In the early 1970s I moved to the East Texas town of Tyler and spent a winter working construction. I'd been rattling around the South and West working various jobs, but no place had prepared me for Texas. The people there seemed half-wild, more violent than any I had ever seen, rough, quarrelsome, and dangerous, but at the same time the most neighborly and helpful people I'd ever encountered. And it seemed like every third person I met had spent time in prison. People were always swapping prison stories as well as tales about harrowing encounters with police on the streets of Texas. It soon became clear that not only were people prone to crazy behaviors that got them into trouble, but the Texas authorities had a particularly punitive attitude as well. They often locked people away for much of their lives for minor offenses. They particularly seemed to regard any drug offense as virtually on a scale with manslaughter, and many a poor Texan -- or visitor to the state -- was destined to languish for many years in the dungeons of the Lone Star state for possessing even a trivial amount of marijuana. And it was a particularly bad kind of prison experience, with the type of guards who would work prisoners to the point of sunstroke in the fields, then catch snakes to dump on their prostrate forms to "make sure thet boy ain't a-fakin'." I came to think of a stint in the Texas prison system as being the equivalent of exile to Siberia -- only really hot instead of really cold.
After a few months, I decided it was time to push on from Texas and keep travelling.
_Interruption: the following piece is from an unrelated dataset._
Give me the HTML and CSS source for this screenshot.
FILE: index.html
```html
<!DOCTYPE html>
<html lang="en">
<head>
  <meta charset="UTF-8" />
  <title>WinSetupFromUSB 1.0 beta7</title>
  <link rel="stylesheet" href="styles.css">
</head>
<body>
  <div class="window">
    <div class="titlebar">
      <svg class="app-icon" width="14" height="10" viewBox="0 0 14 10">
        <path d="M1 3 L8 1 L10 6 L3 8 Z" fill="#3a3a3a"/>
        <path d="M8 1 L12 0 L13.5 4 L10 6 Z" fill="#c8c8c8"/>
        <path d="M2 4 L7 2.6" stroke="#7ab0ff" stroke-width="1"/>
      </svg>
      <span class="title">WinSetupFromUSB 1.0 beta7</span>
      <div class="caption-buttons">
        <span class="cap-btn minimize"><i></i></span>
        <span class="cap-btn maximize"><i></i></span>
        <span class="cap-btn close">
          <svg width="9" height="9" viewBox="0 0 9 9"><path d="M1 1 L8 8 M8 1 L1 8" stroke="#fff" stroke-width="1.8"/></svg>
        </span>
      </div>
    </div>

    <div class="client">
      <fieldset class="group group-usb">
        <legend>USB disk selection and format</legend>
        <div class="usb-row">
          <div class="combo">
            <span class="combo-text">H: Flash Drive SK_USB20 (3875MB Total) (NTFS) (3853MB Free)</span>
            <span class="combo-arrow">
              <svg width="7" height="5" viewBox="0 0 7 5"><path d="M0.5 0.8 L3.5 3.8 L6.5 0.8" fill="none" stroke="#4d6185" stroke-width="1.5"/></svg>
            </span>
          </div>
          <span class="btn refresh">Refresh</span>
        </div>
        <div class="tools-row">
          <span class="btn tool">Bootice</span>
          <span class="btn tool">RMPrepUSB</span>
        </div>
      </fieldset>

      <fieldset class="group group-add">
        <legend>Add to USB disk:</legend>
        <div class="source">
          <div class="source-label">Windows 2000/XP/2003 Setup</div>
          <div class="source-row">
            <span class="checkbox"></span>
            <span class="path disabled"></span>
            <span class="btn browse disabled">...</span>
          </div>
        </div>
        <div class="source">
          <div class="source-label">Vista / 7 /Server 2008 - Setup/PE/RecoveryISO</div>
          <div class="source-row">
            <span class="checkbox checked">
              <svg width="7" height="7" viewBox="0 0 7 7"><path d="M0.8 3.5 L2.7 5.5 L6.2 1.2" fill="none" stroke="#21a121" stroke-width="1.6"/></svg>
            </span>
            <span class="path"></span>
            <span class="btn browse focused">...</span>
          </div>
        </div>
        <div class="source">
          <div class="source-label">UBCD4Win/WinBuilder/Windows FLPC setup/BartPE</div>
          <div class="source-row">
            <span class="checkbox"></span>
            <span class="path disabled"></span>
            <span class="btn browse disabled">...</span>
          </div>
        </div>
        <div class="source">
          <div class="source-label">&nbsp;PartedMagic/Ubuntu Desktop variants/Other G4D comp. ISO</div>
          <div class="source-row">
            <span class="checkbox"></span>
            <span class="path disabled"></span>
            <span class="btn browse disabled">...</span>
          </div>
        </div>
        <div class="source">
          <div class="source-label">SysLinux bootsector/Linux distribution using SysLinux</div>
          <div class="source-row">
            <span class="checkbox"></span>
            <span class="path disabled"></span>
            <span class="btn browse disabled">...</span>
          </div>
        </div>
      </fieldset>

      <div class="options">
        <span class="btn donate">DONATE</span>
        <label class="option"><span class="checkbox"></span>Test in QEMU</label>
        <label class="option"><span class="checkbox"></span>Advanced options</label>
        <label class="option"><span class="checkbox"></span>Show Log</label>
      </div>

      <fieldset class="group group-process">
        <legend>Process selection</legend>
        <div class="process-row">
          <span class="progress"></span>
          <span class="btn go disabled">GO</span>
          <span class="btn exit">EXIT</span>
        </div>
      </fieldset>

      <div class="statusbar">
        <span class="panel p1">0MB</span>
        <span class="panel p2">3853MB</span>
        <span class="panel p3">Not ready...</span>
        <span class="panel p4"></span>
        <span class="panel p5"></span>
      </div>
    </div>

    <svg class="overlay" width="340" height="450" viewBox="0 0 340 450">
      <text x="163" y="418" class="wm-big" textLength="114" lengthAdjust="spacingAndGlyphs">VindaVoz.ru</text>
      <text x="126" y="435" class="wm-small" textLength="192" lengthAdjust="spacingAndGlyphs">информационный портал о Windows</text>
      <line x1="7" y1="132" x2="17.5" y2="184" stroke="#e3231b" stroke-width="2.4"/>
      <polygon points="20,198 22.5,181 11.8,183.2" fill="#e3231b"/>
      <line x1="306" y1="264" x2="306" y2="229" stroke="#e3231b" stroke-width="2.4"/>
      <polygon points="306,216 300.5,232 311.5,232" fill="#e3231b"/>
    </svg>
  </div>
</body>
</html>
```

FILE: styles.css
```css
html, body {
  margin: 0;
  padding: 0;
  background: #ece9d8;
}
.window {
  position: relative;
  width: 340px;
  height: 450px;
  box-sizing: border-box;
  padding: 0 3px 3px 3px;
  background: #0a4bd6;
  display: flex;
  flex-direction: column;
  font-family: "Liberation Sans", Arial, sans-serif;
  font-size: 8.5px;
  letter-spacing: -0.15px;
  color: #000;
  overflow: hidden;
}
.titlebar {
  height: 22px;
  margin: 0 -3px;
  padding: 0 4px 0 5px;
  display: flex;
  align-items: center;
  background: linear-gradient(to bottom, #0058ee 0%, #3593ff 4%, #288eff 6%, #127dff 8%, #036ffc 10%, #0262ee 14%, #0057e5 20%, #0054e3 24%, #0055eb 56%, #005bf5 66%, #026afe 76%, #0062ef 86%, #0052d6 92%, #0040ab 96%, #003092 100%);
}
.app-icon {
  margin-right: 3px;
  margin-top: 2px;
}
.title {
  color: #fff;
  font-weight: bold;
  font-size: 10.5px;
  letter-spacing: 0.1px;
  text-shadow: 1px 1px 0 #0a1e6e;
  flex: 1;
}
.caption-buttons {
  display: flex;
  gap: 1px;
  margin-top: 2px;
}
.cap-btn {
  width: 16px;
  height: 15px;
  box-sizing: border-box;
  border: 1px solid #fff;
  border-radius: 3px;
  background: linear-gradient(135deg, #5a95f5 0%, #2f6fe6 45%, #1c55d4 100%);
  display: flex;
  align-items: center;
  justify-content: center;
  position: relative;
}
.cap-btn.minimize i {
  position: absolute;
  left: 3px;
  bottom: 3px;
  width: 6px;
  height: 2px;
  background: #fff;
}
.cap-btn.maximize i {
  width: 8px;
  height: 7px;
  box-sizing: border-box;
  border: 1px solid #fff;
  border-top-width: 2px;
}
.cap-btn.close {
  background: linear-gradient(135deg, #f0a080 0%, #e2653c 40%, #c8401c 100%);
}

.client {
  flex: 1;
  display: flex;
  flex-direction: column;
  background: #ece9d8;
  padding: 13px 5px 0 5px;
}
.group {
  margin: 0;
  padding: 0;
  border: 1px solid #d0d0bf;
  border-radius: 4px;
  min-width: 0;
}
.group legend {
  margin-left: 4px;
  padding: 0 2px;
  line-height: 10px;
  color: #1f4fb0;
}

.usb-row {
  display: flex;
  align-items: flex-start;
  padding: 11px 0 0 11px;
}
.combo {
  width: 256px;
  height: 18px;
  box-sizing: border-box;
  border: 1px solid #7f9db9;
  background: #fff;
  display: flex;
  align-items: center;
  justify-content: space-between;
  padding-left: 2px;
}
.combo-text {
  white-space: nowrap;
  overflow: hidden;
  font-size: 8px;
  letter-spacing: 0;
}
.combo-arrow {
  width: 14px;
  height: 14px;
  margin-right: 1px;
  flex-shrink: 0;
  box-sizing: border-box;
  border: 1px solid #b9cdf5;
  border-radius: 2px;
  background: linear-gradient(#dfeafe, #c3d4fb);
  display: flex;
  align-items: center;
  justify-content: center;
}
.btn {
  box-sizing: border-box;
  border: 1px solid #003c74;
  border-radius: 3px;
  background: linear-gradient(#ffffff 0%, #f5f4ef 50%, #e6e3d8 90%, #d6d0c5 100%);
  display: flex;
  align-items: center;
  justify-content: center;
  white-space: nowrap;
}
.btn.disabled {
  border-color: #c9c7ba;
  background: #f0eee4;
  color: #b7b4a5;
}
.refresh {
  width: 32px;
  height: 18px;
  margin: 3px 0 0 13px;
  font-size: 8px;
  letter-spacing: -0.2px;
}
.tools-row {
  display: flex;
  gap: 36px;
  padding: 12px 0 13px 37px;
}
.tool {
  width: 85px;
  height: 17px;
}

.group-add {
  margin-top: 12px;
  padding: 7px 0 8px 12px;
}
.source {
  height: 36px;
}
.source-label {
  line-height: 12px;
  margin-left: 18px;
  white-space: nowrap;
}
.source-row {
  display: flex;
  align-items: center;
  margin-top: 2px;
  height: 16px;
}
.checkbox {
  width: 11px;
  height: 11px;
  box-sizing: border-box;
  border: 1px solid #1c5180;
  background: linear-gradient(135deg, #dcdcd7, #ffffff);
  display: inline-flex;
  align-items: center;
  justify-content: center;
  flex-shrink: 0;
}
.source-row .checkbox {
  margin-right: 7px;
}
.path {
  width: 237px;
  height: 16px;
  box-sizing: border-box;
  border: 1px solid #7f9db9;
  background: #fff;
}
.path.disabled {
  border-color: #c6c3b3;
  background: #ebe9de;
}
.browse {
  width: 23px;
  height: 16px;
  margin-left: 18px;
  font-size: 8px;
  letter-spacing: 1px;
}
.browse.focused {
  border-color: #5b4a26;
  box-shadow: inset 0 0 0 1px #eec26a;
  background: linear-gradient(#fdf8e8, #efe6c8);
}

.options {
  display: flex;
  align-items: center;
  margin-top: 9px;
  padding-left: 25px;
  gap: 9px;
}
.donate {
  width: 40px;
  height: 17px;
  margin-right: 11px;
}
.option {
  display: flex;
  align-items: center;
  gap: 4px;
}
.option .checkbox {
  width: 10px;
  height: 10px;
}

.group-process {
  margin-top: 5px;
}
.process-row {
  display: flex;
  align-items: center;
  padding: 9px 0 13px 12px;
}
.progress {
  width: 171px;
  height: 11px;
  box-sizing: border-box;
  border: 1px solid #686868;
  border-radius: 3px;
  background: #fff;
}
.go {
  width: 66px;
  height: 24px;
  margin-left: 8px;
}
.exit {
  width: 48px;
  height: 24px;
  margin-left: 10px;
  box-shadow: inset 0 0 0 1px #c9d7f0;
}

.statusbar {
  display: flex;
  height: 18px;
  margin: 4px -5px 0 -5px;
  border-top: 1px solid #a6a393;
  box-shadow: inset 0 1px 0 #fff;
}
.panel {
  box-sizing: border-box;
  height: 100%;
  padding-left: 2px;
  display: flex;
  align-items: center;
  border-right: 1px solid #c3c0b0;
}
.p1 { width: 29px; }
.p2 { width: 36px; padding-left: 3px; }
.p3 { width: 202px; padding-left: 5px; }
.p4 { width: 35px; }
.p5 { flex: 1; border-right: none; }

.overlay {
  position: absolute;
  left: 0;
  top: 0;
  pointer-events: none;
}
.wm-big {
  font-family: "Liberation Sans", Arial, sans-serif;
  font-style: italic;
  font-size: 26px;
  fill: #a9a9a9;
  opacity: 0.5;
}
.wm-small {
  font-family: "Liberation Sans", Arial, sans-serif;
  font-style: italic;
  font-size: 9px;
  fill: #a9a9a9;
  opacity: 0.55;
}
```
I gave my two weeks notice to the construction boss. During my last week, I kept having a strange feeling that Texas was going to reach out and snatch at me before I departed. On my final night, my friend Orville and I went over to the neighboring town of Longview to shoot some pool, and on the way back, as I was driving along a country road, Orville said, "Hey, Cecil, I got this-here joint in my pocket, I'm scared I'm gonna lose it. How about stickin' it in your snap-flap shirt pocket and hold onto it for me." I was happy to oblige a friend. But hardly had I gotten the joint into my pocket and the snap closed when my rearview mirror erupted in flashing blue lights. "Oh, no," I thought, "Texas wants my soul." I soon found out I was being stopped by a Smith County deputy sheriff, who turned out to be almost a caricature of a burly, bullying Southern rural cop. "Just exactly what do you think you're doing out here on my county road with a taillight missing and out-of-state plates, son?" he said. The way he said it, such behavior sounded like the essence of evil. Unable to find anymore crimes, he issued me a citation -- but there was a hitch. Since I my license plates were from out of state, I would have to post an appearance bond. He directed me to a seat in his squad car and drove to a police station. Orville followed in my car. "What happens if I don't have enough money to post the bond?" I asked him. "Then we put your ass in jail until you do have enough," he answered. "And if we do that, we're going to search you and your car from stem to stern."
The bond turned out to be $50. By turning out our pockets, Orville and I came up with $48.60. My heart sank. Somehow, karma was catching up to me. Standing there in the police station under close scrutiny with the joint in my shirt pocket, I saw my life stretching before me in my new residence, Huntsville State Prison. "Wait!" said Orville, "I forgot my emergency buck!" turned out he always carried a dollar in a hidden pocket of his wallet -- hidden so that he wouldn't spend it except in an emergency. Still, we were forty cents short.
"Look like you come up short, boy," said the sheriff's deputy. "Just give me one minute!" said Orville and ran desperately outside. I could see him through the window, combing the car for loose change. In less than a minute he came running back into the station: He'd found forty-two cents down under the seats. I was saved! I could go on with my life. Orville and I even had two cents to split.
"Man!" said Orville when we were back driving toward home. "That's like what happened to Johnny Belknap."
"Who's Johnny Belknap?"
"Oh, he's an ol' boy who sells a lot of marijuana around here. Matter of fact, he's about the biggest dealer hereabouts. Sells hundreds of pounds of the stuff every week. And do the cops hate him! He makes fun of 'em. He sells the stuff right under their noses and they can't catch him. Won't nobody turn on him, so they have to catch him with some weed on him to make a case. They've been trying to for years and he's always clean. One time he got stopped for going forty miles an hour in a thirty-five zone, and within about a minute he was surrounded by every kind of different cop car you can imagine. They tore his car up searching it. Finally they found one old dried-up loosely-rolled joint. A deputy sheriff came over to the car grinnin' and holding that joint in his fist and stuck his hand under Johnny's face and said, "We've got you now, you son-of-a-bitch!" And he opened his fist to display the joint, and just as he did, a little puff of breeze unrolled that old joint and blew every bit of the marijuana away. Johnny liked to have died from laughing. So did everybody else when the word got out."
"Nice story, Orville," I said. "Sounds like 'ol Johnny and me kept our scalps by about the same margin."